By 2027, the top three stablecoins - USDT, USDC, DAI - will control 93% of the market. The rest? They’ll vanish. Investors are fleeing risk. Regulators are cracking down. The days of experimental stablecoins are over.

The Bank for International Settlements predicts that by 2030, only 25% of algorithmic stablecoins will survive. The rest? They’ll be relics of a reckless era.

But here’s the truth: stablecoins aren’t going away. They’re becoming essential. They power DeFi. They move money across borders. They’re the bridge between crypto and the real world.

The question isn’t whether stablecoins will survive. It’s whether you’ll survive the next depeg.

Depegging isn’t a bug. It’s a feature of the system - one that’s now being fixed. The winners will be those who understand how they work… and how they break.

stablecoin depegging USDT depeg USDC collapse algorithmic stablecoins stablecoin recovery
Dawn Phillips
Dawn Phillips
I’m a technical writer and analyst focused on IP telephony and unified communications. I translate complex VoIP topics into clear, practical guides for ops teams and growing businesses. I test gear and configs in my home lab and share playbooks that actually work. My goal is to demystify reliability and security without the jargon.
  • Daniel Kennedy
    Daniel Kennedy
    17 Dec 2025 at 14:19

    Let me tell you something - USDC dropping to $0.87 wasn’t a crisis, it was a stress test. And guess what? It passed. Circle didn’t panic, they didn’t spin lies, they just paused and waited for the government to do its job. That’s how you handle a depeg: transparency, not theatrics. Algorithmic stablecoins?
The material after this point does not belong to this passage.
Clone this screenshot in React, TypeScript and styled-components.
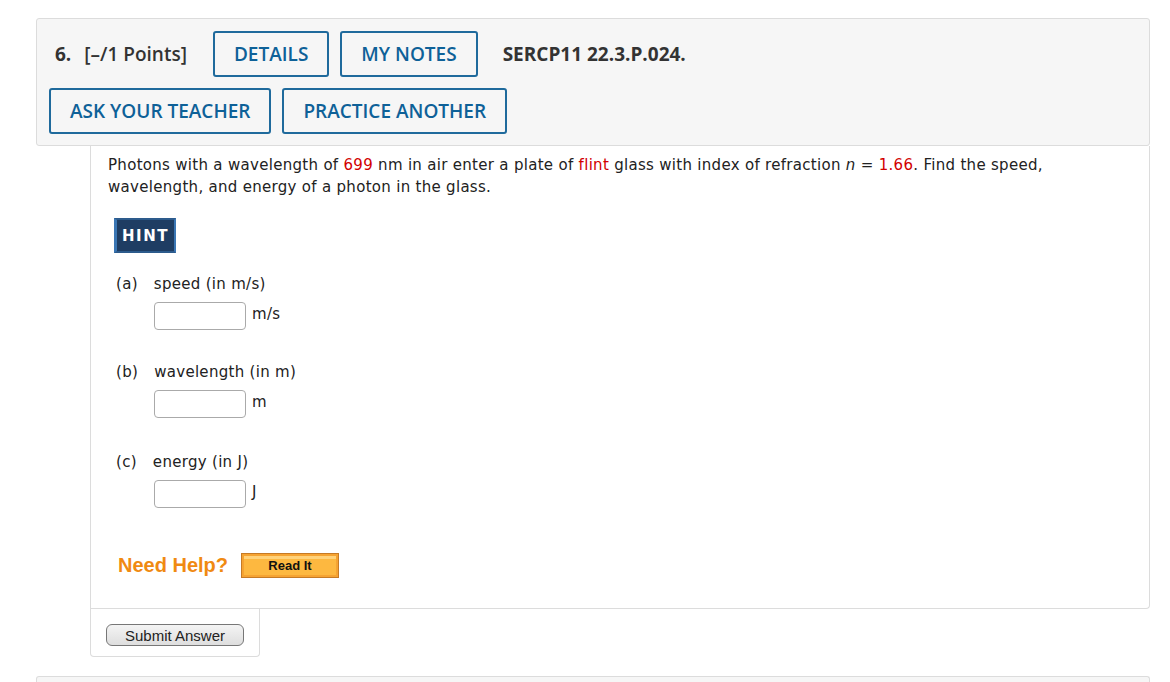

They’re digital pyramids. You think math can replace cash? Nah. That’s like building a bridge out of spaghetti and wondering why it collapses when a truck drives over it. Real money doesn’t need a whitepaper to be trusted - it needs reserves, regulators, and accountability. USDT’s still messy, but at least it’s got liquidity. DAI? Smart contracts can’t save you when the whole market is on fire. Stick with USDC. It’s the only one that plays nice with the real world.

  • Sanjay Mittal
    Sanjay Mittal
    17 Dec 2025 at 21:28

    Bro, you’re overcomplicating this. USDT dropped to $0.95? Big deal. It bounced back in 47 hours. That’s faster than most banks process wire transfers. People freak out because they don’t understand how liquidity works. Tether’s reserves are sketchy? Maybe. But they’ve got more cash than any other stablecoin. You don’t need perfect transparency when you’ve got massive volume. DAI’s cute with its over-collateralization, but when ETH tanks 40%, you’re gonna see DAI dip too. The real lesson? Don’t sleep on liquidity. The market doesn’t care if your stablecoin is ‘decentralized’ - it cares if you can sell it when you need to. USDC’s safe, but USDT’s the workhorse. Use both.

  • Mike Zhong
    Mike Zhong
    17 Dec 2025 at 21:56

    Everyone’s acting like depegs are new. They’re not. They’re the inevitable consequence of trying to force a decentralized, unregulated, hyper-speculative system to behave like a central bank. We want our stablecoins to be ‘trustless’ but also ‘reliable’? That’s a contradiction wrapped in a whitepaper. UST didn’t fail because of bad code - it failed because people believed in magic. And now we’re pretending USDC is safe because Circle has a ‘Stability Vault’? Please. FDIC insurance doesn’t protect you from regulatory capture or political pressure. The next depeg won’t come from a bank collapse - it’ll come from a Fed decision, a sanctions list, or a SEC lawsuit. The real risk isn’t the algorithm. It’s the fact that we’re still trying to build a financial system on top of a casino. We’re not fixing the system. We’re just putting better curtains on the windows.

  • Jamie Roman
    Jamie Roman
    19 Dec 2025 at 10:46

    Okay, so I’ve been holding DAI for over a year now, and honestly? I didn’t even notice the $1.045 spike in June 2022 until I checked my portfolio. I thought I’d lost money, but then I realized - oh, it’s above peg. That’s weird. Then I read the MakerDAO docs and found out the system auto-corrected itself. No panic. No Twitter tantrums. Just smart contracts doing their job. And then later, when DAI dipped to $0.987 after Grayscale dumped ETH, the emergency shutdown kicked in. Eleven hours. That’s it. No bank runs. No CEO interviews. Just code doing what it was supposed to. I know people hate algorithmic stuff because of UST, but DAI isn’t UST. It’s not trying to be magic. It’s trying to be resilient. And honestly? After watching USDC get dragged down by SVB’s collapse, I’m kinda glad my stablecoin doesn’t rely on a bank in Illinois. I don’t need a government guarantee. I need a system that works even when the world’s on fire. DAI’s that system. And yeah, it’s messy. But so is life. And it’s still standing.